These 5 images show why we still need Equal Pay Day in 2017
If you think the wage gap is a "myth," think again: Study after study has found that women earn less money than similarly-qualified male peers. Over the course of a lifetime, the total cost of discrimination and implicit bias is staggering: more than a million dollars for some women.
In fact, recent figures suggest that female workers in the United States have to put in a whole extra decade to earn what a comparable man would over the course of a 40-year career, according to the National Women's Law Center.
And women of color have it even worse: According to the NWLC, black and Latina women would have to work well into their 80s and 90s to make what white, non-Hispanic men earn by age 60.
These five images show why we still need Equal Pay Day in 2017.
1. To earn what their male peers earn, women have to work a lot longer than men
NWLC looked at a hypothetical U.S. man who started working at age 20 and continued working until he was 60 — and then calculated how long an average woman would have to work to earn the same amount. The figure they arrived at was age 70, past the full Social Security retirement age of 67.

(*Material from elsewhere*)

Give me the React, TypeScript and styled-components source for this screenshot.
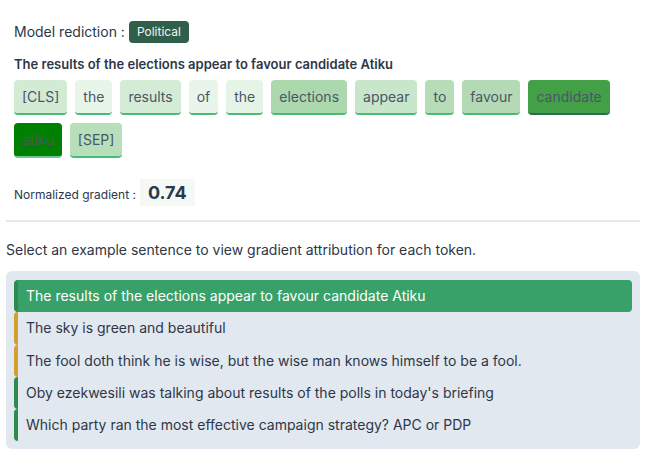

2. Because of the wage gap, women lose out on a small fortune
The organization estimates that the wage gap effectively creates more than $400,000 in lost income for the average U.S. woman.
3. The wage gap is even worse if you're not white
As you might expect, the wage gap is also exacerbated by race, with Latina and black U.S. women losing out on even more wealth. For Latina women, eliminating the earnings gap would add more than a million dollars to their average lifetime earnings.
4. Luckily, some states are better than others when it comes to the wage gap...
While the wage gap has held steady at a national level since 2007, some states and cities are stepping up on the local level to ensure that women get paid their fair share.
Massachusetts, for instance, recently made it illegal for prospective employers to ask about an applicant's previous salary. Measures like this, the thinking goes, will keep pay inequity from following women as they advance up the career ladder. And other states, like Florida, Delaware, and New York, have relatively narrow wage gaps compared to the national average.
5. ...but many women are still being left behind
Alas, despite regional efforts to advance wage equality, in several U.S. states, gendered earnings losses are especially large — in Wyoming, for example, it's almost double the national average.
Though the wage gap is often and rightly framed as a moral issue, it's also important to consider that pay equity and greater inclusion could help improve the U.S. economy: Research has shown, for example, that companies with more women on their boards tend to perform better than those that are more male-dominated.
In other words, pay equity likely isn't a zero-sum game. Policies like improving parental leave and expanding resources for working parents of both sexes might be able to make the United States fairer and richer at the same time.